Kaidanover's son Tzvi Hirsch Kaidanover, was a rabbi at Frankfurt and author of Kav ha-Yashar. He printed many of his father's works.

==Works==
He wrote:
- Birkat ha-Zebaḥ, annotations to the Talmudical tractates of Kodashim (except Hullin and Bekorot), with a preface in which he narrated the remarkable events of his life (edited by his son-in-law Nahum Kohen, brother of Shabbethai Kohen (ש"ך), Amsterdam, 1669; another edition, with the commentary Omer Man, appeared in 1773 [location of publication uncertain, but possibly Berlin]).
- Birkat Shemuel, derashot on the Pentateuch, partly kabbalistic, with additions by his son Zebi Hirsch Kaidanover (often "Zevi" Hirsch Kaidanover), its editor (Frankfort-on-the-Main, 1682)

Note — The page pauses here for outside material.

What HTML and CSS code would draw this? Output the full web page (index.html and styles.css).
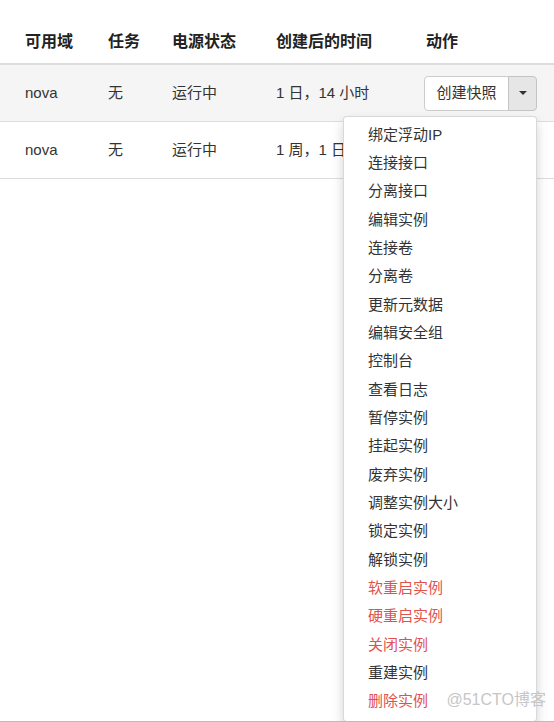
FILE: index.html
```html
<!DOCTYPE html>
<html lang="zh">
<head>
<meta charset="utf-8">
<link rel="stylesheet" href="styles.css">
</head>
<body>
<div class="table">
  <div class="row head">
    <div class="c c1">可用域</div>
    <div class="c c2">任务</div>
    <div class="c c3">电源状态</div>
    <div class="c c4">创建后的时间</div>
    <div class="c c5">动作</div>
  </div>
  <div class="row hover">
    <div class="c c1">nova</div>
    <div class="c c2">无</div>
    <div class="c c3">运行中</div>
    <div class="c c4">1 日，14 小时</div>
    <div class="c c5">
      <div class="btn-group">
        <span class="btn main">创建快照</span>
        <span class="btn caret-btn active"><span class="caret"></span></span>
        <ul class="menu">
          <li>绑定浮动IP</li>
          <li>连接接口</li>
          <li>分离接口</li>
          <li>编辑实例</li>
          <li>连接卷</li>
          <li>分离卷</li>
          <li>更新元数据</li>
          <li>编辑安全组</li>
          <li>控制台</li>
          <li>查看日志</li>
          <li>暂停实例</li>
          <li>挂起实例</li>
          <li>废弃实例</li>
          <li>调整实例大小</li>
          <li>锁定实例</li>
          <li>解锁实例</li>
          <li class="danger">软重启实例</li>
          <li class="danger">硬重启实例</li>
          <li class="danger">关闭实例</li>
          <li>重建实例</li>
          <li class="danger">删除实例</li>
        </ul>
      </div>
    </div>
  </div>
  <div class="row">
    <div class="c c1">nova</div>
    <div class="c c2">无</div>
    <div class="c c3">运行中</div>
    <div class="c c4">1 周，1 日</div>
    <div class="c c5">
      <div class="btn-group">
        <span class="btn main">创建快照</span>
        <span class="btn caret-btn"><span class="caret"></span></span>
      </div>
    </div>
  </div>
</div>
<div class="watermark">@51CTO博客</div>
</body>
</html>
```

FILE: styles.css
```css
html, body {
  margin: 0;
  padding: 0;
}
body {
  height: 721px;
  border-bottom: 1px solid #9cc3e6;
  background: #fff;
  font-family: "Liberation Sans", "Noto Sans CJK SC", sans-serif;
  font-size: 15px;
  color: #333;
  position: relative;
  overflow: hidden;
}
.table {
  width: 100%;
}
.row {
  display: grid;
  grid-template-columns: 25px 83px 64px 104px 148px 1fr;
  align-items: center;
  height: 56px;
  border-bottom: 1px solid #ddd;
}
.row::before {
  content: "";
}
.row.head {
  height: 63px;
  align-items: end;
  border-bottom: 2px solid #ddd;
  font-weight: bold;
  font-size: 16px;
  color: #222;
}
.row.head .c {
  padding-bottom: 11px;
}
.row.head .c5 {
  padding-left: 2px;
}
.row.hover {
  background: #f5f5f5;
}
.c {
  white-space: nowrap;
  line-height: 20px;
}
.btn-group {
  position: relative;
  display: flex;
  width: 113px;
  height: 35px;
}
.btn {
  display: flex;
  align-items: center;
  justify-content: center;
  border: 1px solid #ccc;
  background: #fff;
  box-sizing: border-box;
  height: 35px;
}
.btn.main {
  width: 85px;
  border-radius: 4px 0 0 4px;
}
.caret-btn {
  width: 29px;
  margin-left: -1px;
  border-radius: 0 4px 4px 0;
}
.caret-btn.active {
  background: #e6e6e6;
  border-color: #c4c4c4;
}
.caret {
  width: 0;
  height: 0;
  border-left: 4px solid transparent;
  border-right: 4px solid transparent;
  border-top: 4px solid #333;
}
.menu {
  position: absolute;
  top: 40px;
  right: 0;
  z-index: 10;
  width: 194px;
  box-sizing: border-box;
  margin: 0;
  padding: 4px 0 5px;
  list-style: none;
  background: #fff;
  border: 1px solid rgba(0, 0, 0, 0.15);
  border-radius: 4px;
  box-shadow: 0 6px 12px rgba(0, 0, 0, 0.175);
}
.menu li {
  height: 28.35px;
  line-height: 28.35px;
  padding-left: 24px;
  color: #333;
  white-space: nowrap;
}
.menu li.danger {
  color: #e0524e;
}
.watermark {
  position: absolute;
  right: 8px;
  bottom: 11px;
  z-index: 20;
  font-size: 16px;
  color: #c6c6c6;
}
```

- Emunat Shemuel, sixty responsa on matrimonial cases, edited by his son (Frankfort, 1683)
- Tiferet Shemuel, novellæ (Note: Another term for chiddush, any new approach to, or interpretation of, established ideas or texts, especially venerated texts.) to various Talmudic tractates, also edited by his son (Frankfort, 1692). The annotations to Hoshen Mishpat contained in the last-named work were printed in Ture Zahav (Hamburg, 1692).

==Jewish Encyclopedia bibliography==
- Azulai (1876). Shem ha-Gedolim. Warsaw. Vol. i: 124b
- Benjacob, (1880). Otzar ha-Sefarim, Thesaurus Librorum Hebræorum. ['Otzar ha-Sefarim, a treasury of Hebrew books']. Vilnius. pp. 41, 87, 88, 659
- Emden, Jacob (1896). Megillat Sefer. Warsaw. p. 5
- Fürst, Julius (1863). Bibliotheca Judaica, Leipzig: Wilhelm Engelmann. Vol. I, p. 201; Vol. II, p. 200
- Grätz, Heinrich (1853–1875). Gesch. Vol. X, p. 81; (Geschichte der Juden von den ältesten Zeiten bis auf die Gegenwart. ['History of the Jews from the most ancient times to the present']: 11 volumes. Leipzig: Leiner.)
- Horovitz, Márkus (1882–1885). Frankfurter Rabbinen. ['Frankfurt rabbis']. Frankfurt am Main. Vol. ii: pp. 49–53, 99
- Kaufmann, David (1889) Vertreibung der Juden aus Wien. ['Expulsion of the Jews from Vienna']. Vienna. p. 62, note 6
- Michael, Heimann Joseph (1891). Or ha-Ḥayyim. Frankfort-on-the-Main. No. 317
- Steinschneider, Moritz, (1852–1860). Catalogus librorum hebraeorum in Bibliotheca Bodleiana. Berlin. cols. 772, 886.